O ódio à política e aos políticos, de maneira mais específica, levou para as ruas de todo o país a ideia de que nenhum político presta e por isso não mereciam mais o apoio do povo. Nesse momento os discursos rasos ganharam força porque deixou-se de enxergar a política como um instrumento da sociedade para conquistas de direitos e passou-se a coloca-la apenas como reflexos de ações partidarizadas. E colocando as legendas dos partidos mais à esquerda como culpados pelas mazelas do país naquele momento, construindo assim um sentido falso de apartidarismo.

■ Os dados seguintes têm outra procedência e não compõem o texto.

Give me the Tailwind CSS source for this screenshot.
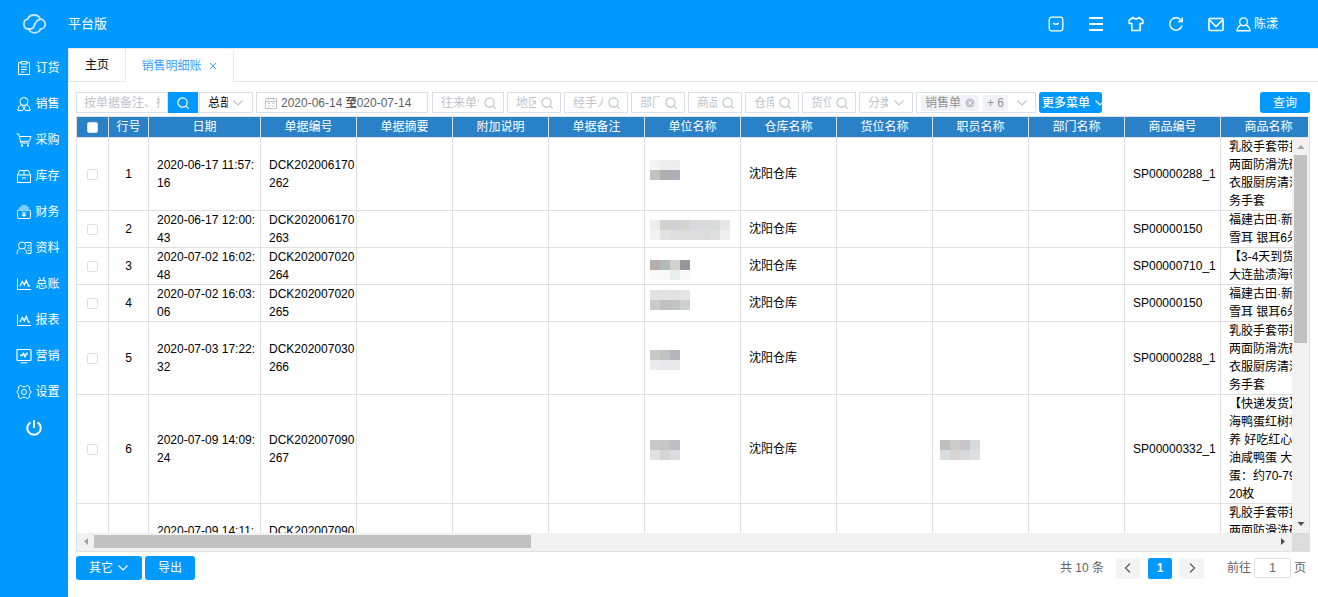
<!DOCTYPE html>
<html lang="zh-CN">
  <head>
    <meta charset="UTF-8" />
    <meta name="viewport" content="width=device-width, initial-scale=1.0" />
    <title>销售明细账</title>
    <script src="https://cdn.jsdelivr.net/npm/@tailwindcss/browser@4"></script>
  </head>
  <body class="h-screen flex flex-col overflow-hidden bg-white text-xs text-black font-['Liberation_Sans','Noto_Sans_CJK_SC',sans-serif]">
    <!-- shared icons -->
    <svg class="hidden">
      <symbol id="search" viewBox="0 0 12 12">
        <circle cx="5.5" cy="5.5" r="4.600" fill="none" stroke="currentColor" stroke-width="1.200" />
        <path d="M8.800 8.800L11.700 11.700" stroke="currentColor" stroke-width="1.200" />
      </symbol>
      <symbol id="down" viewBox="0 0 12 12">
        <path d="M1.500 3.500L6 8L10.500 3.500" fill="none" stroke="currentColor" stroke-width="1.200" />
      </symbol>
      <symbol id="chart" viewBox="0 0 16 16">
        <path d="M1.500 2.500v11H15" fill="none" stroke="currentColor" />
        <path d="M4 10l2.300-4.500 2 3.300 2-4.300 2.200 5.500h1.500" fill="none" stroke="currentColor" stroke-width="1.300" />
      </symbol>
    </svg>

    <header class="h-12 shrink-0 flex items-center bg-[#0099ff] text-white pr-10">
      <div class="w-[68px] flex justify-center">
        <svg class="w-6 h-5" viewBox="0 0 24 20" fill="none" stroke="#c9e4f6" stroke-width="1.800">
          <path d="M9 15H6.200A5 5 0 0 1 5.600 5.200C6.600 2.400 9 1 12 1c3 0 5.400 1.500 6.200 4.200A4.900 4.900 0 0 1 18.400 15C17.400 17.600 15.300 18.800 12.600 18.800 9.800 18.800 7.700 17.500 6.800 15" />
          <path d="M9 15c3.400-.7 3-3.500 4.400-6 .9-1.900 2.200-3.300 4.800-3.700" />
        </svg>
      </div>
      <h1 class="text-[13px]">平台版</h1>
      <nav class="ml-auto flex items-center">
        <button type="button" aria-label="应用" class="w-10 flex justify-center">
          <svg class="size-4" viewBox="0 0 16 16" fill="none" stroke="currentColor" stroke-width="1.300">
            <rect x="1.200" y="1.200" width="13.600" height="13.600" rx="2.500" />
            <path d="M5.300 6.800c.6 1.900 4.800 1.900 5.400 0" />
          </svg>
        </button>
        <button type="button" aria-label="菜单" class="w-10 flex justify-center">
          <svg class="size-4" viewBox="0 0 16 16" stroke="currentColor" stroke-width="2">
            <path d="M1 2h14M1 8h14M1 14h14" />
          </svg>
        </button>
        <button type="button" aria-label="换肤" class="w-10 flex justify-center">
          <svg class="size-4" viewBox="0 0 16 16" fill="none" stroke="currentColor" stroke-width="1.600" stroke-linejoin="round">
            <path d="M5 1.500L1.200 4.200v3.300h2.600v7h8.400v-7h2.600V4.200L11 1.500C10 3.300 6 3.300 5 1.500z" />
          </svg>
        </button>
        <button type="button" aria-label="刷新" class="w-10 flex justify-center">
          <svg class="size-4" viewBox="0 0 16 16" fill="none" stroke="currentColor" stroke-width="1.400">
            <path d="M14 9.500A6.200 6.200 0 1 1 13 4.300M14.200 1.500v4h-4" />
          </svg>
        </button>
        <button type="button" aria-label="消息" class="w-10 flex justify-center">
          <svg class="size-4" viewBox="0 0 16 16" fill="none" stroke="currentColor" stroke-width="1.600">
            <rect x="1" y="2.500" width="14" height="12" rx="1" />
            <path d="M1.500 4l6.500 6.500L14.500 4" />
          </svg>
        </button>
        <button type="button" class="flex items-center gap-[3px]">
          <svg class="size-[15px]" viewBox="0 0 15 15" fill="none" stroke="currentColor" stroke-width="1.400">
            <circle cx="7.500" cy="4.800" r="3.900" />
            <path d="M4.800 7.800C2.600 9 1.300 11 1 13.800h13C13.700 11 12.400 9 10.200 7.800" />
          </svg>
          陈漾
        </button>
      </nav>
    </header>

    <div class="flex-1 min-h-0 flex">
      <aside class="w-[68px] shrink-0 bg-[#0099ff] text-white pt-0.5">
        <nav class="flex flex-col">
          <a href="#" class="h-9 flex items-center justify-center gap-[3px] pl-2">
            <svg class="size-4" viewBox="0 0 16 16" fill="none" stroke="currentColor">
              <path d="M5 2.500H2.500v12h11v-12H11M5 1.500h6v2.500H5zM5 7h6M5 9.500h6M5 12h3.500" />
            </svg>
            订货
          </a>
          <a href="#" class="h-9 flex items-center justify-center gap-[3px] pl-2">
            <svg class="size-4" viewBox="0 0 16 16" fill="none" stroke="currentColor">
              <circle cx="8" cy="5.500" r="4" />
              <path d="M5.300 8.500C3 9.500 2 11.500 2 14.500h4.500L8 12.500l1.500 2H14c0-3-1-5-3.300-6M6 9l2 3.500L10 9" />
            </svg>
            销售
          </a>
          <a href="#" class="h-9 flex items-center justify-center gap-[3px] pl-2">
            <svg class="size-4" viewBox="0 0 16 16" fill="none" stroke="currentColor">
              <path d="M.5 2h2.300l2 9h8.700M3.500 4.500h11.500l-1.500 4.500-9 .500" />
              <path d="M5 13.500h2M11 13.500h2" stroke-width="2" />
            </svg>
            采购
          </a>
          <a href="#" class="h-9 flex items-center justify-center gap-[3px] pl-2">
            <svg class="size-4" viewBox="0 0 16 16" fill="none" stroke="currentColor">
              <path d="M1.500 7l2-4.500h9l2 4.500v7.500h-13zM1.500 7h13M8 2.500V7M6 10h4" />
            </svg>
            库存
          </a>
          <a href="#" class="h-9 flex items-center justify-center gap-[3px] pl-2">
            <svg class="size-4" viewBox="0 0 16 16" fill="none" stroke="currentColor">
              <rect x="1.500" y="6" width="13" height="8.500" rx="1.500" />
              <path d="M3 4h10M5 2h6M6.200 7.500L8 9.500l1.800-2M8 9.500v3.500M6.200 10h3.600M6.200 11.500h3.600" />
            </svg>
            财务
          </a>
          <a href="#" class="h-9 flex items-center justify-center gap-[3px] pl-2">
            <svg class="size-4" viewBox="0 0 16 16" fill="none" stroke="currentColor">
              <circle cx="6" cy="5.500" r="3.500" />
              <path d="M4 8.500C2 9.500 1 11.500 1 14M8 8.500c2 1 3 3 3 5.500M9 2.500h6v11h-3M11.500 5.500h2M11.500 8h2M12 10.500h1.500" />
            </svg>
            资料
          </a>
          <a href="#" class="h-9 flex items-center justify-center gap-[3px] pl-2">
            <svg class="size-4"><use href="#chart" /></svg>
            总账
          </a>
          <a href="#" class="h-9 flex items-center justify-center gap-[3px] pl-2">
            <svg class="size-4"><use href="#chart" /></svg>
            报表
          </a>
          <a href="#" class="h-9 flex items-center justify-center gap-[3px] pl-2">
            <svg class="size-4" viewBox="0 0 16 16" fill="none" stroke="currentColor">
              <rect x="1" y="1.500" width="14" height="11" rx="1" stroke-width="1.200" />
              <path d="M4 7.500h2l1.500-2 1.500 3 1.500-3H12" stroke-width="1.500" />
              <path d="M4.500 14.800h7" />
            </svg>
            营销
          </a>
          <a href="#" class="h-9 flex items-center justify-center gap-[3px] pl-2">
            <svg class="size-4" viewBox="0 0 16 16" fill="none" stroke="currentColor">
              <path d="M5 1.300L6.500 2.800h3L11 1.300 13.500 2.800 13.300 5.500 15.300 8 13.300 10.500 13.500 13.200 11 14.700 9.500 13.200h-3L5 14.700 2.500 13.200 2.700 10.500.7 8 2.700 5.500 2.500 2.800z" stroke-linejoin="round" />
              <circle cx="8" cy="8" r="2.500" />
            </svg>
            设置
          </a>
          <button type="button" aria-label="退出" class="h-9 flex items-center justify-center">
            <svg class="size-4" viewBox="0 0 16 16" fill="none" stroke="currentColor" stroke-width="2">
              <path d="M4.500 2.300a6.700 6.700 0 1 0 7 0M8 .300v7.700" />
            </svg>
          </button>
        </nav>
      </aside>

      <main class="flex-1 min-w-0 flex flex-col border-t border-[#e4e7ed]">
        <div class="h-[33px] shrink-0 flex">
          <button type="button" class="w-[58px] border-x border-b border-[#e4e7ed] rounded-tl">主页</button>
          <button type="button" class="w-[108px] border-r border-[#e4e7ed] rounded-tr text-[#409eff] flex items-center justify-center gap-1.5">
            销售明细账
            <svg class="size-2.5" viewBox="0 0 10 10" stroke="currentColor"><path d="M2 2l6 6M8 2l-6 6" /></svg>
          </button>
          <div class="flex-1 border-b border-[#e4e7ed]"></div>
        </div>

        <section class="flex-1 min-h-0 flex flex-col px-2 pt-2.5 pb-[17px]">
          <form class="h-[21px] shrink-0 flex gap-[3px] text-[#c0c4cc]" onsubmit="return false">
            <div class="flex">
              <input aria-label="关键字" placeholder="按单据备注、摘要" class="w-[92px] border border-[#dcdfe6] px-[7px] placeholder:text-[#c0c4cc] text-[#606266]" />
              <button type="submit" aria-label="搜索" class="w-[30px] mr-px bg-[#0099ff] text-white flex items-center justify-center">
                <svg class="size-3"><use href="#search" /></svg>
              </button>
              <div class="w-[54px] border border-[#dcdfe6] px-2 flex items-center gap-1">
                <select aria-label="机构" class="appearance-none flex-1 min-w-0 text-black"><option>总部</option></select>
                <svg class="size-3 shrink-0"><use href="#down" /></svg>
              </div>
            </div>
            <div class="w-[172px] mr-px border border-[#dcdfe6] px-2 flex items-center text-[#606266]">
              <svg class="size-3 mr-1 shrink-0 text-[#c0c4cc]" viewBox="0 0 12 12" fill="none" stroke="currentColor">
                <path d="M.5 1.500h11v10H.5zM.5 4.500h11M3.500 0v3M8.500 0v3M3 6.500h2M7 6.500h2M3 9h2M7 9h2" />
              </svg>
              <input aria-label="开始日期" value="2020-06-14" class="w-[61px]" />
              <span class="w-2 pl-[3px] whitespace-nowrap text-[#303133]">至</span>
              <input aria-label="结束日期" value="2020-07-14" class="w-[62px]" />
            </div>
            <div class="w-[72px] border border-[#dcdfe6] pl-2 pr-[7px] flex items-center gap-[5px]">
              <input aria-label="往来单位" placeholder="往来单位" class="flex-1 min-w-0 placeholder:text-[#c0c4cc]" />
              <svg class="size-3 shrink-0"><use href="#search" /></svg>
            </div>
            <div class="w-[54px] border border-[#dcdfe6] pl-2 pr-[7px] flex items-center gap-[5px]">
              <input aria-label="地区" placeholder="地区" class="flex-1 min-w-0 placeholder:text-[#c0c4cc]" />
              <svg class="size-3 shrink-0"><use href="#search" /></svg>
            </div>
            <div class="w-16 border border-[#dcdfe6] pl-2 pr-[7px] flex items-center gap-[5px]">
              <input aria-label="经手人" placeholder="经手人" class="flex-1 min-w-0 placeholder:text-[#c0c4cc]" />
              <svg class="size-3 shrink-0"><use href="#search" /></svg>
            </div>
            <div class="w-[54px] border border-[#dcdfe6] pl-2 pr-[7px] flex items-center gap-[5px]">
              <input aria-label="部门" placeholder="部门" class="flex-1 min-w-0 placeholder:text-[#c0c4cc]" />
              <svg class="size-3 shrink-0"><use href="#search" /></svg>
            </div>
            <div class="w-[54px] border border-[#dcdfe6] pl-2 pr-[7px] flex items-center gap-[5px]">
              <input aria-label="商品" placeholder="商品" class="flex-1 min-w-0 placeholder:text-[#c0c4cc]" />
              <svg class="size-3 shrink-0"><use href="#search" /></svg>
            </div>
            <div class="w-[54px] border border-[#dcdfe6] pl-2 pr-[7px] flex items-center gap-[5px]">
              <input aria-label="仓库" placeholder="仓库" class="flex-1 min-w-0 placeholder:text-[#c0c4cc]" />
              <svg class="size-3 shrink-0"><use href="#search" /></svg>
            </div>
            <div class="w-[54px] border border-[#dcdfe6] pl-2 pr-[7px] flex items-center gap-[5px]">
              <input aria-label="货位" placeholder="货位" class="flex-1 min-w-0 placeholder:text-[#c0c4cc]" />
              <svg class="size-3 shrink-0"><use href="#search" /></svg>
            </div>
            <div class="w-[54px] border border-[#dcdfe6] pl-2 pr-[7px] flex items-center gap-[5px]">
              <select aria-label="分类" class="appearance-none flex-1 min-w-0"><option>分类</option></select>
              <svg class="size-3 shrink-0"><use href="#down" /></svg>
            </div>
            <button type="button" aria-label="单据类型" class="w-[120px] border border-[#dcdfe6] pl-1 pr-[7px] flex items-center gap-1 text-[#909399]">
              <span class="h-4 bg-[#f0f2f5] rounded-xs px-1 flex items-center gap-1">
                销售单
                <svg class="size-2.5" viewBox="0 0 10 10">
                  <circle cx="5" cy="5" r="4.500" fill="#c0c4cc" />
                  <path d="M3.300 3.300l3.400 3.400M6.700 3.300L3.300 6.700" stroke="#fff" />
                </svg>
              </span>
              <span class="h-4 bg-[#f0f2f5] rounded-xs px-1 flex items-center">+ 6</span>
              <svg class="size-3 ml-auto text-[#c0c4cc]"><use href="#down" /></svg>
            </button>
            <button type="button" class="w-[63px] bg-[#0099ff] text-white rounded-[3px] pl-[3px] flex items-center gap-1 overflow-hidden whitespace-nowrap font-medium">
              更多菜单
              <svg class="size-3 shrink-0"><use href="#down" /></svg>
            </button>
            <button type="submit" class="w-[50px] ml-auto bg-[#0099ff] text-white rounded-[3px]">查询</button>
          </form>

          <div class="flex-1 min-h-0 mt-[3px] flex flex-col border border-[#dfe1e8]">
            <div class="shrink-0 mr-px overflow-hidden">
              <table class="table-fixed w-[1240px] border-separate border-spacing-0">
                <colgroup id="headCols"></colgroup>
                <thead>
                  <tr id="headRow" class="h-[21px] bg-[#2981c8] text-white"></tr>
                </thead>
              </table>
            </div>
            <div class="flex-1 min-h-0 flex">
              <div class="flex-1 min-w-0 overflow-hidden">
                <table class="table-fixed w-[1240px] border-separate border-spacing-0">
                  <colgroup id="bodyCols"></colgroup>
                  <tbody id="rows"></tbody>
                </table>
              </div>
              <div class="w-[17px] shrink-0 bg-[#f1f1f1] flex flex-col items-center">
                <svg class="w-4 h-[17px]" viewBox="0 0 16 17"><path d="M4.500 11h7L8 7z" fill="#a3a3a3" /></svg>
                <div class="flex-1 w-[13px]"><div class="h-[52%] bg-[#c1c1c1]"></div></div>
                <svg class="w-4 h-[17px]" viewBox="0 0 16 17"><path d="M4.500 6h7L8 10z" fill="#505050" /></svg>
              </div>
            </div>
            <div class="h-[18px] shrink-0 flex bg-[#f1f1f1]">
              <svg class="w-[17px] h-[17px]" viewBox="0 0 17 17"><path d="M11 5v7L7 8.500z" fill="#a3a3a3" /></svg>
              <div class="flex-1 flex pt-0.5"><div class="w-[37%] h-[13px] bg-[#c1c1c1]"></div></div>
              <svg class="w-[17px] h-[17px]" viewBox="0 0 17 17"><path d="M6 5v7l4-3.500z" fill="#505050" /></svg>
              <div class="w-[17px] bg-[#dcdcdc]"></div>
            </div>
          </div>

          <footer class="h-7 shrink-0 pt-1 flex items-center gap-[3px] text-[#606266]">
            <button type="button" class="w-[66px] h-6 bg-[#0099ff] text-white rounded-[3px] flex items-center justify-center gap-1">
              其它
              <svg class="size-3"><use href="#down" /></svg>
            </button>
            <button type="button" class="w-[50px] h-6 bg-[#0099ff] text-white rounded-[3px]">导出</button>
            <div class="ml-auto pr-1 flex items-center gap-2">
              <span class="mr-1">共 10 条</span>
              <button type="button" aria-label="上一页" class="w-6 h-[21px] bg-[#f4f4f5] rounded-xs flex items-center justify-center">
                <svg class="size-3" viewBox="0 0 12 12" fill="none" stroke="currentColor" stroke-width="1.400"><path d="M8 1.500L3.500 6L8 10.500" /></svg>
              </button>
              <button type="button" class="w-6 h-[21px] bg-[#0099ff] text-white font-bold rounded-xs">1</button>
              <button type="button" aria-label="下一页" class="w-6 h-[21px] bg-[#f4f4f5] rounded-xs flex items-center justify-center">
                <svg class="size-3" viewBox="0 0 12 12" fill="none" stroke="currentColor" stroke-width="1.400"><path d="M4 1.500L8.500 6L4 10.500" /></svg>
              </button>
              <div class="ml-[15px] flex items-center gap-[3px]">
                <label for="page">前往</label>
                <input id="page" value="1" class="w-[37px] h-5 border border-[#dcdfe6] rounded-xs text-center" />
                <span>页</span>
              </div>
            </div>
          </footer>
        </section>
      </main>
    </div>

    <script>
      const widths = [32, 40, 112, 96, 96, 96, 96, 96, 96, 96, 96, 96, 96, 96];
      const heads = ["行号", "日期", "单据编号", "单据摘要", "附加说明", "单据备注", "单位名称", "仓库名称", "货位名称", "职员名称", "部门名称", "商品编号", "商品名称"];

      const glove = "乳胶手套带扣两面防滑洗碗衣服厨房清洁务手套";
      const fungus = "福建古田·新鲜雪耳 银耳6朵";
      // unit / staff: masked names, top offset and two lines of 10px tiles
      const rows = [
        {
          date: "2020-06-17 11:57:16", no: "DCK202006170262", code: "SP00000288_1", name: glove,
          unit: [0, ["#f3f3f3", "#eeeeef", "#ededf1"], ["#c3c2bd", "#aeaeb0", "#afaeb8"]],
        },
        {
          date: "2020-06-17 12:00:43", no: "DCK202006170263", code: "SP00000150", name: fungus,
          unit: [5, ["#eceee8", "#d3d1cd", "#cfd2d4", "#d5d4d0", "#d6d9dd", "#dadada", "#d5dbd5", "#e6e6e6"], ["#f2f2f0", "#e2e2e2", "#dfdfdf", "#dcdcdc", "#dcdcdc", "#dcdcdc", "#dfdfdf", "#efefef"]],
        },
        {
          date: "2020-07-02 16:02:48", no: "DCK202007020264", code: "SP00000710_1", name: "【3-4天到货】大连盐渍海带",
          unit: [8, ["#b5ada7", "#b0bab9", "#d2d1ce", "#97969b"], ["#fafafa", "#f7faf9", "#e8eded", "#f8f8f8"]],
        },
        {
          date: "2020-07-02 16:03:06", no: "DCK202007020265", code: "SP00000150", name: fungus,
          unit: [1, ["#e2e2e2", "#e3e3e3", "#e2e2e2", "#e5e5e5"], ["#cfcac6", "#bfc0c4", "#c2c3c5", "#ccd1ce"]],
        },
        {
          date: "2020-07-03 17:22:32", no: "DCK202007030266", code: "SP00000288_1", name: glove,
          unit: [6, ["#c9c8c4", "#c0c4c1", "#b5b6c0"], ["#ececec", "#e9e9ec", "#e9e9ec"]],
        },
        {
          date: "2020-07-09 14:09:24", no: "DCK202007090267", code: "SP00000332_1", name: "【快递发货】海鸭蛋红树林养 好吃红心流油咸鸭蛋 大鸭蛋：约70-79g 20枚",
          unit: [5, ["#cbc8c8", "#c5c7c6", "#bfbec6"], ["#e2e2e2", "#d5d5d5", "#dcdce0"]],
          staff: [5, ["#bfbfbe", "#cdcaca", "#c9c4c8", "#d5dadd"], ["#d9dfe0", "#d9d3d0", "#d4dade", "#dedede"]],
        },
        {
          date: "2020-07-09 14:11:02", no: "DCK202007090268", code: "", name: glove,
        },
      ];

      const cols = widths.map((w) => `<col style="width:${w}px">`).join("");
      document.getElementById("headCols").innerHTML = cols;
      document.getElementById("bodyCols").innerHTML = cols;

      const box = (label) =>
        `<input type="checkbox" aria-label="${label}" class="block mx-auto size-[11px] appearance-none bg-white border border-[#dcdfe6] rounded-xs">`;

      document.getElementById("headRow").innerHTML =
        `<th class="p-0 border-r border-b border-[#dfdfdf]">${box("全选")}</th>` +
        heads
          .map((h) => `<th class="p-0 border-r border-b border-[#dfdfdf] font-normal leading-5">${h}</th>`)
          .join("");

      function mask(data) {
        if (!data) return "";
        const [top, ...lines] = data;
        const tiles = lines
          .map((line, y) =>
            line.map((c, x) => `<rect x="${x * 10}" y="${top + y * 10}" width="10" height="10" fill="${c}"/>`).join("")
          )
          .join("");
        return `<svg class="block" width="${lines[0].length * 10}" height="28" shape-rendering="crispEdges">${tiles}</svg>`;
      }

      const td = (content) =>
        `<td class="pl-2 pr-0 py-0 border-r border-b border-[#dfdfdf] break-all">${content}</td>`;

      document.getElementById("rows").innerHTML = rows
        .map(
          (r, i) => `
        <tr class="leading-[18px]">
          <td class="p-0 border-r border-b border-[#dfdfdf]">${box("选择第" + (i + 1) + "行")}</td>
          <td class="p-0 border-r border-b border-[#dfdfdf] text-center">${i + 1}</td>
          ${td(r.date)}${td(r.no)}${td("")}${td("")}${td("")}
          <td class="px-[5px] py-0 border-r border-b border-[#dfdfdf]">${mask(r.unit)}</td>
          ${td("沈阳仓库")}${td("")}
          <td class="px-[7px] py-0 border-r border-b border-[#dfdfdf]">${mask(r.staff)}</td>
          ${td("")}${td(r.code)}
          <td class="px-2 py-0 border-r border-b border-[#dfdfdf] break-all">${r.name}</td>
        </tr>`
        )
        .join("");
    </script>
  </body>
</html>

Por isso o livro de Cristina Serra é sim um importante registro da história, pois traz textos potentes sobre esse sentimento nefasto que, literalmente, matou muitas pessoas. É também, com certeza, um instrumento para compreensão do contexto político que o Brasil enfrentou nos últimos anos. Para além da linguagem acessível e consistentes, essa obra é relevante por ser a autora uma mulher amazônida.

Esses marcadores, mulher e amazônida, colocam Cristina Serra num lugar relevante para a compreensão do quanto o Brasil ainda é um país pouco amistoso para as mulheres que estão envolvidas com a política, sejam parlamentares ou jornalistas. Ainda que hajam bem mais mulheres que há uma década a terem espaços nos grandes veículos de comunicação, faltam mulheres Nortistas a falarem de Amazônia, por exemplo.

Além de Cristina Serra, que outra mulher da região tem um espaço midiático relevante para ampliar as discussões sobre Amazônia? Por isso a obra dela ultrapassa a linha jornalística e ganha contornos históricos, pelos retratos da realidade que ela aborda e por sua trajetória profissional em si.

O Governo do Pará compreendeu isso também, tanto que o livro “Nós, sobreviventes do ódio” será o destaque na programação da edição 2023 da Feira Pan-Amazônica do Livro, que acontecerá em Belém, provavelmente no segundo semestre. A informação foi dada pela Secretária de Cultura do Pará, Úrsula Vidal, que esteve presente no evento de lançamento da obra.

Trata-se de um livro sério, escrito por uma profissional da comunicação que esteve, e está, perto dos principais acontecimentos da história da política do Brasil. Por isso, vale muito o esforço de ler os textos desse livro para compreender os dias de hoje e o porvir.